----- Data block

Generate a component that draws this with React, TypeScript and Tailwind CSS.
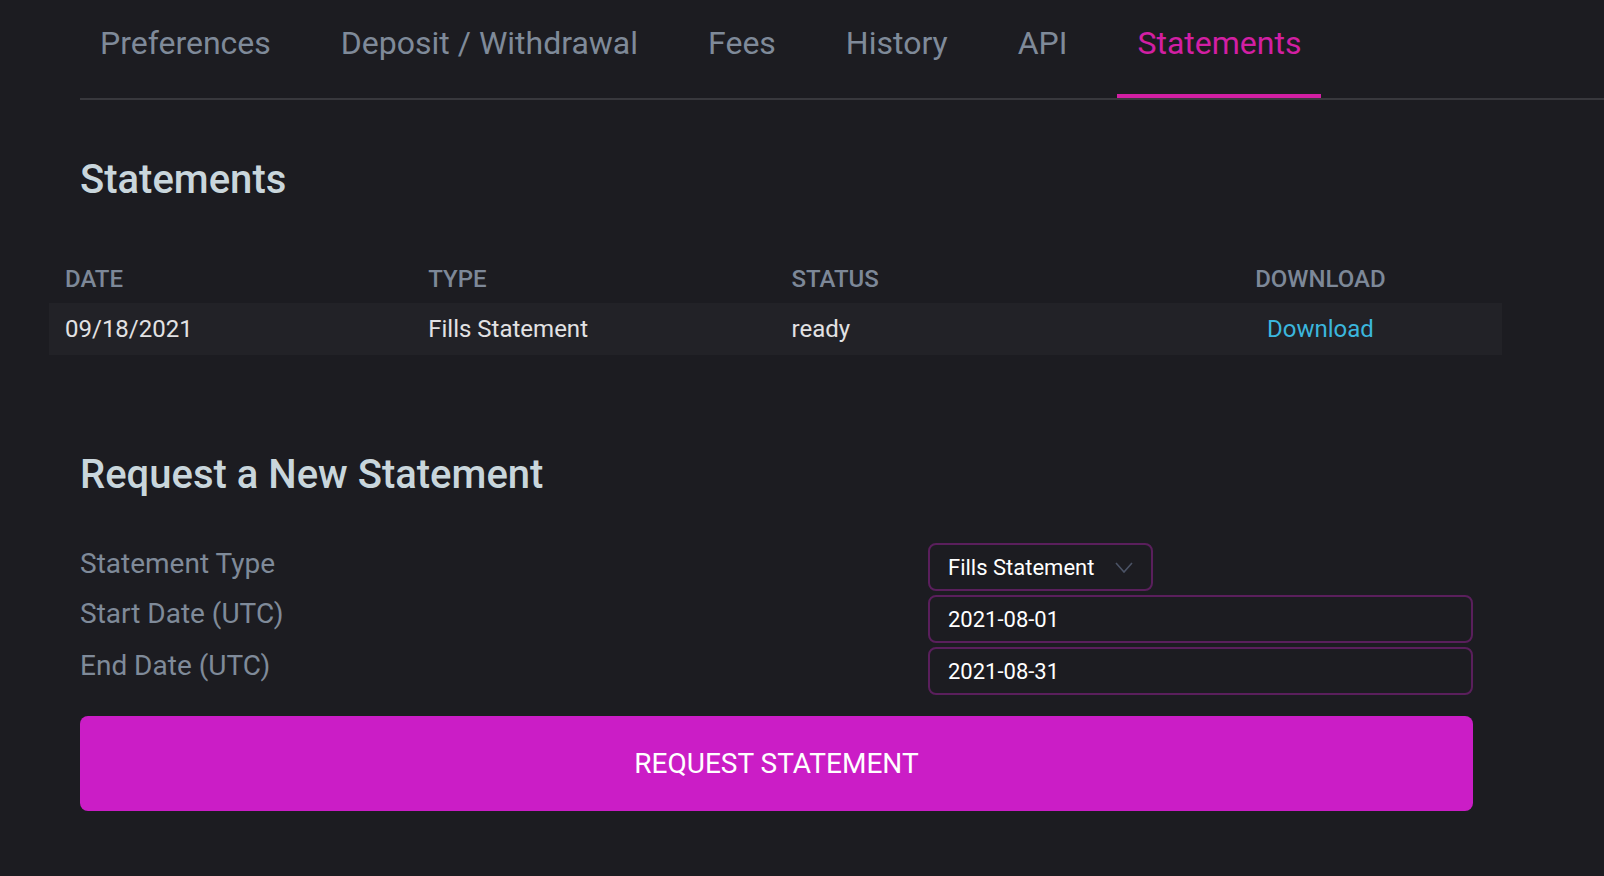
const tabs = ["Preferences", "Deposit / Withdrawal", "Fees", "History", "API", "Statements"];

const rows = [{ date: "09/18/2021", type: "Fills Statement", status: "ready" }];

function Chevron() {
  return (
    <svg width="18" height="11" viewBox="0 0 18 11" fill="none" className="ml-auto">
      <path d="M1 1l8 9 8-9" stroke="#4b5366" strokeWidth="1.6" />
    </svg>
  );
}

export default function App() {
  const active = "Statements";

  return (
    <div className="min-h-[876px] w-full bg-[#1c1c21] font-['Roboto',sans-serif]">
      <nav className="ml-[80px] flex h-[100px] gap-[30px] border-b-2 border-[#38383d]">
        {tabs.map((tab) => (
          <button
            key={tab}
            type="button"
            className={`-mb-[2px] flex h-[98px] items-center border-b-4 px-5 pb-[8px] text-[32px] ${
              tab === active ? "border-[#d21fa3] text-[#d21fa3]" : "border-transparent text-[#7f8a99]"
            }`}
          >
            {tab}
          </button>
        ))}
      </nav>

      <h1 className="ml-[80px] mt-[57px] text-[40px] font-medium leading-[46px] text-[#c9d6dc]">Statements</h1>

      <table className="ml-[49px] mt-[52px] w-[1453px] table-fixed">
        <thead>
          <tr className="h-[48px] text-[24px] uppercase text-[#7d8898]">
            <th className="pl-4 text-left font-medium">Date</th>
            <th className="pl-4 text-left font-medium">Type</th>
            <th className="pl-4 text-left font-medium">Status</th>
            <th className="text-center font-medium">Download</th>
          </tr>
        </thead>
        <tbody>
          {rows.map((row) => (
            <tr key={row.date} className="h-[52px] bg-[#222227] text-[24px] text-[#e2e2e4]">
              <td className="pl-4">{row.date}</td>
              <td className="pl-4">{row.type}</td>
              <td className="pl-4">{row.status}</td>
              <td className="text-center">
                <a className="text-[#3bb6dd]">Download</a>
              </td>
            </tr>
          ))}
        </tbody>
      </table>

      <div className="ml-[80px] w-[1393px]">
        <h2 className="mt-[97px] text-[40px] font-medium leading-[46px] text-[#c9d6dc]">Request a New Statement</h2>

        <div className="mt-[45px] grid grid-cols-[848px_1fr] gap-y-[4px] text-[28px] text-[#7f8a99]">
          <label className="-mt-[2px] leading-[46px]">Statement Type</label>
          <div>
            <div className="flex h-[48px] w-[225px] items-center rounded-lg border-2 border-[#5a1f5c] px-[18px] text-[22px] text-white">
              Fills Statement
              <Chevron />
            </div>
          </div>
          <label className="-mt-[4px] leading-[46px]">Start Date (UTC)</label>
          <input
            readOnly
            value="2021-08-01"
            className="h-[48px] rounded-lg border-2 border-[#5a1f5c] bg-transparent px-[18px] text-[22px] text-white outline-none"
          />
          <label className="-mt-[4px] leading-[46px]">End Date (UTC)</label>
          <input
            readOnly
            value="2021-08-31"
            className="h-[48px] rounded-lg border-2 border-[#5a1f5c] bg-transparent px-[18px] text-[22px] text-white outline-none"
          />
        </div>

        <button
          type="button"
          className="mt-[21px] h-[95px] w-full rounded-lg bg-[#cb1dc6] text-[28px] uppercase text-white"
        >
          Request Statement
        </button>
      </div>
    </div>
  );
}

----------

● What you should do: Take the listing above and print it exactly, apart from the pictures.

● Answer in full:
Generate a component that draws this with React, TypeScript and Tailwind CSS.
const tabs = ["Preferences", "Deposit / Withdrawal", "Fees", "History", "API", "Statements"];

const rows = [{ date: "09/18/2021", type: "Fills Statement", status: "ready" }];

function Chevron() {
  return (
    <svg width="18" height="11" viewBox="0 0 18 11" fill="none" className="ml-auto">
      <path d="M1 1l8 9 8-9" stroke="#4b5366" strokeWidth="1.6" />
    </svg>
  );
}

export default function App() {
  const active = "Statements";

  return (
    <div className="min-h-[876px] w-full bg-[#1c1c21] font-['Roboto',sans-serif]">
      <nav className="ml-[80px] flex h-[100px] gap-[30px] border-b-2 border-[#38383d]">
        {tabs.map((tab) => (
          <button
            key={tab}
            type="button"
            className={`-mb-[2px] flex h-[98px] items-center border-b-4 px-5 pb-[8px] text-[32px] ${
              tab === active ? "border-[#d21fa3] text-[#d21fa3]" : "border-transparent text-[#7f8a99]"
            }`}
          >
            {tab}
          </button>
        ))}
      </nav>

      <h1 className="ml-[80px] mt-[57px] text-[40px] font-medium leading-[46px] text-[#c9d6dc]">Statements</h1>

      <table className="ml-[49px] mt-[52px] w-[1453px] table-fixed">
        <thead>
          <tr className="h-[48px] text-[24px] uppercase text-[#7d8898]">
            <th className="pl-4 text-left font-medium">Date</th>
            <th className="pl-4 text-left font-medium">Type</th>
            <th className="pl-4 text-left font-medium">Status</th>
            <th className="text-center font-medium">Download</th>
          </tr>
        </thead>
        <tbody>
          {rows.map((row) => (
            <tr key={row.date} className="h-[52px] bg-[#222227] text-[24px] text-[#e2e2e4]">
              <td className="pl-4">{row.date}</td>
              <td className="pl-4">{row.type}</td>
              <td className="pl-4">{row.status}</td>
              <td className="text-center">
                <a className="text-[#3bb6dd]">Download</a>
              </td>
            </tr>
          ))}
        </tbody>
      </table>

      <div className="ml-[80px] w-[1393px]">
        <h2 className="mt-[97px] text-[40px] font-medium leading-[46px] text-[#c9d6dc]">Request a New Statement</h2>

        <div className="mt-[45px] grid grid-cols-[848px_1fr] gap-y-[4px] text-[28px] text-[#7f8a99]">
          <label className="-mt-[2px] leading-[46px]">Statement Type</label>
          <div>
            <div className="flex h-[48px] w-[225px] items-center rounded-lg border-2 border-[#5a1f5c] px-[18px] text-[22px] text-white">
              Fills Statement
              <Chevron />
            </div>
          </div>
          <label className="-mt-[4px] leading-[46px]">Start Date (UTC)</label>
          <input
            readOnly
            value="2021-08-01"
            className="h-[48px] rounded-lg border-2 border-[#5a1f5c] bg-transparent px-[18px] text-[22px] text-white outline-none"
          />
          <label className="-mt-[4px] leading-[46px]">End Date (UTC)</label>
          <input
            readOnly
            value="2021-08-31"
            className="h-[48px] rounded-lg border-2 border-[#5a1f5c] bg-transparent px-[18px] text-[22px] text-white outline-none"
          />
        </div>

        <button
          type="button"
          className="mt-[21px] h-[95px] w-full rounded-lg bg-[#cb1dc6] text-[28px] uppercase text-white"
        >
          Request Statement
        </button>
      </div>
    </div>
  );
}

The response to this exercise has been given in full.